(Front-end source files)
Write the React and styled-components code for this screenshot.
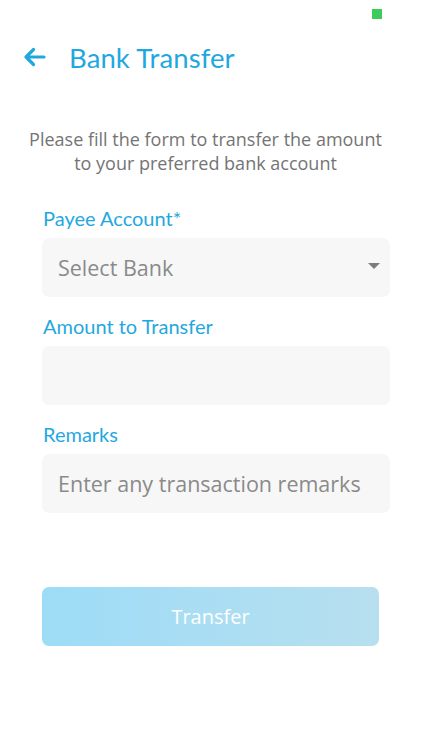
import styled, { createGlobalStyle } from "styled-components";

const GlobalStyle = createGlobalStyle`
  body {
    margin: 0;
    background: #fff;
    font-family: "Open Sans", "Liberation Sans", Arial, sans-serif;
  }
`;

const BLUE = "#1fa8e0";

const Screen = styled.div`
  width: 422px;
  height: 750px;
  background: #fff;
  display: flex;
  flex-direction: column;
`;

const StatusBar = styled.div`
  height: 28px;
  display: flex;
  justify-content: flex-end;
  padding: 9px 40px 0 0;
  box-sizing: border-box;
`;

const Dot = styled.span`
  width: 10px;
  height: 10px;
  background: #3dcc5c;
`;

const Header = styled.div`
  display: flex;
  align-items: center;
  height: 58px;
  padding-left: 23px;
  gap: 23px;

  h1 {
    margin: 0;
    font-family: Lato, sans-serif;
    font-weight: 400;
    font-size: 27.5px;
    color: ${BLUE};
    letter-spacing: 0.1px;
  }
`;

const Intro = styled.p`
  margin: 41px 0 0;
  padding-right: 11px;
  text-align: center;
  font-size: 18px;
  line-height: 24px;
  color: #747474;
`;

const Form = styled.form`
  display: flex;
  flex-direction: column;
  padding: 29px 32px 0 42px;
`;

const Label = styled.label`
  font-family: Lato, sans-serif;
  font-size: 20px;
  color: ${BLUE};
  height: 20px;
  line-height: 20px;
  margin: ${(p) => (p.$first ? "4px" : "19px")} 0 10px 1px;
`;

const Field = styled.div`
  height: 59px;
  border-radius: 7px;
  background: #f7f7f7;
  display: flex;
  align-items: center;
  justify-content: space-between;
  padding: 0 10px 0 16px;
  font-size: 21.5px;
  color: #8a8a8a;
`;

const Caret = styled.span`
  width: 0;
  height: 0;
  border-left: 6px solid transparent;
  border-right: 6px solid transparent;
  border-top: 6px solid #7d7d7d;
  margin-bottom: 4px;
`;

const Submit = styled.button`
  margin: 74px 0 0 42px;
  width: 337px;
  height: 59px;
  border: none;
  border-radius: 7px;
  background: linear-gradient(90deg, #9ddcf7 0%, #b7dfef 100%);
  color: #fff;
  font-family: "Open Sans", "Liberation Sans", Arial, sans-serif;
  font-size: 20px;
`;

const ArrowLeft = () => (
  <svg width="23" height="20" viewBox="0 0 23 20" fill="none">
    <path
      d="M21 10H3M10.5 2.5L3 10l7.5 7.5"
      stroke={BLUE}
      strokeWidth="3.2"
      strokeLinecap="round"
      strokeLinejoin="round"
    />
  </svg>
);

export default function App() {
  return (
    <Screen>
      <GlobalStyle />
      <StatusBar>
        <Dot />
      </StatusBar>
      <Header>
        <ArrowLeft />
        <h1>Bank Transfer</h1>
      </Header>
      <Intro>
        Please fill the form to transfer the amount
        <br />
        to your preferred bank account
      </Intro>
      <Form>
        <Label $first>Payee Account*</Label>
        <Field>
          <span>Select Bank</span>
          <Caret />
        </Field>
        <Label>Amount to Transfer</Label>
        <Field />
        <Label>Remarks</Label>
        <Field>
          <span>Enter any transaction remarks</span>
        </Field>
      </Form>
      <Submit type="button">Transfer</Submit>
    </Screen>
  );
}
---
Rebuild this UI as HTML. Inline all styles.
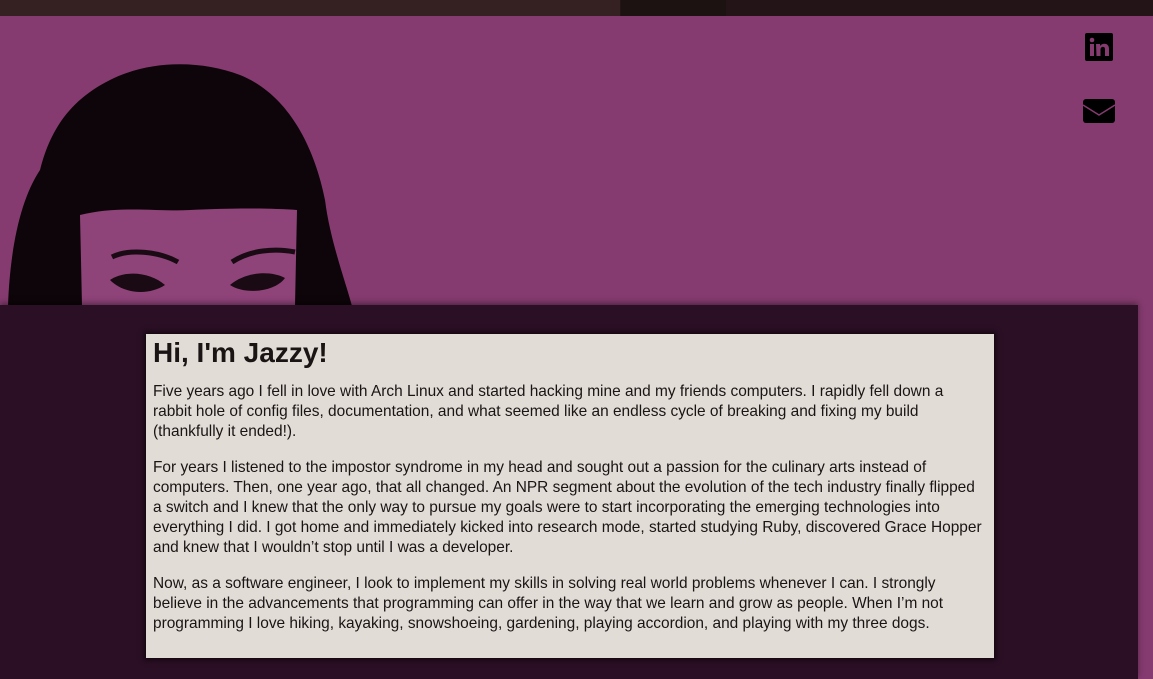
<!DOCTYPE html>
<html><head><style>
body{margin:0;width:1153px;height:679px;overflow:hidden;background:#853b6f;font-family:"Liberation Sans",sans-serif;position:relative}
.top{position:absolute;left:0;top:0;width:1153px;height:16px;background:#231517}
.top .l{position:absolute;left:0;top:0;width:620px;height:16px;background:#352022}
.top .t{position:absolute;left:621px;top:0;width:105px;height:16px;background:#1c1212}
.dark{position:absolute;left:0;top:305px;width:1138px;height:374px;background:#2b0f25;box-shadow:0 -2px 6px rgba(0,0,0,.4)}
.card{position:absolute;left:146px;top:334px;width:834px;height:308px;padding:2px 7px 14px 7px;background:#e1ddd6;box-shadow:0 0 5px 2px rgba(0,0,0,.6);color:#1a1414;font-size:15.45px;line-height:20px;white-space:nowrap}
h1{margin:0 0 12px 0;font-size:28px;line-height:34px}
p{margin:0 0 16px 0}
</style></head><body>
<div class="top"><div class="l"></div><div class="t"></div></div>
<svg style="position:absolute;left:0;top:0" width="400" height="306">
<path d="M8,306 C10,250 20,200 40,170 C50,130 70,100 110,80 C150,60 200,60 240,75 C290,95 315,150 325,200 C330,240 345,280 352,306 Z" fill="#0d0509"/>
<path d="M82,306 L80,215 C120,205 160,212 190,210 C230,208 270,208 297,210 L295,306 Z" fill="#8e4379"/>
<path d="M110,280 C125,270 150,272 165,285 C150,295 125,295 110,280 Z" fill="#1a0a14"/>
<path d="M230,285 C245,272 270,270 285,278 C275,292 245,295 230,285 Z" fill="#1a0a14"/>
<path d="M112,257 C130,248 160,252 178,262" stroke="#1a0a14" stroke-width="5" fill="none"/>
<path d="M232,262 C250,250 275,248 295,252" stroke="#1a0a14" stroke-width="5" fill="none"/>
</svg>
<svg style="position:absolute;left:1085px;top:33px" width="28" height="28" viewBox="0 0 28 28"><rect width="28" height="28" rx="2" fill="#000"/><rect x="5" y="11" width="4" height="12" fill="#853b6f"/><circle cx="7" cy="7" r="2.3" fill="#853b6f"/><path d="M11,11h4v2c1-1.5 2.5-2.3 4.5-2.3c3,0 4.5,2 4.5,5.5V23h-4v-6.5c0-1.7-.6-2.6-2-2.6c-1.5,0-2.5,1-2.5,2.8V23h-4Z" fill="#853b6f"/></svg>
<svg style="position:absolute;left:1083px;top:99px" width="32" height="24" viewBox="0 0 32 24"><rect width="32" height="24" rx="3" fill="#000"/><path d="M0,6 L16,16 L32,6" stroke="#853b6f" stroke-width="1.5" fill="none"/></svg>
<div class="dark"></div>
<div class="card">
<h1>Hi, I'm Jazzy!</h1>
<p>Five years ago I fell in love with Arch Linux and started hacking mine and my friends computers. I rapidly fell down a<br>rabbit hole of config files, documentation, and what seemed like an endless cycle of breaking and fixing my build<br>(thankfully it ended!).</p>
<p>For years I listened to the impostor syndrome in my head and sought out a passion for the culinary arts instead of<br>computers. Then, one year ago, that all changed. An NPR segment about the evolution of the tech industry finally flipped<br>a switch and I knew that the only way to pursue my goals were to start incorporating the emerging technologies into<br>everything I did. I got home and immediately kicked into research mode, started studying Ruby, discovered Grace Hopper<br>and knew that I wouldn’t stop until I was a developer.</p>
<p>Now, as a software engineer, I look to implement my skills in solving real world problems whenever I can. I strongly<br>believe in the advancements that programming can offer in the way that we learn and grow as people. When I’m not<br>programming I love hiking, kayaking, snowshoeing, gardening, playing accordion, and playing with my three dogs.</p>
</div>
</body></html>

#### Problem details:
Pick out and copy the lines of the material that include the word "this".

#### Expected answer:
Write the React and styled-components code for this screenshot.
Rebuild this UI as HTML. Inline all styles.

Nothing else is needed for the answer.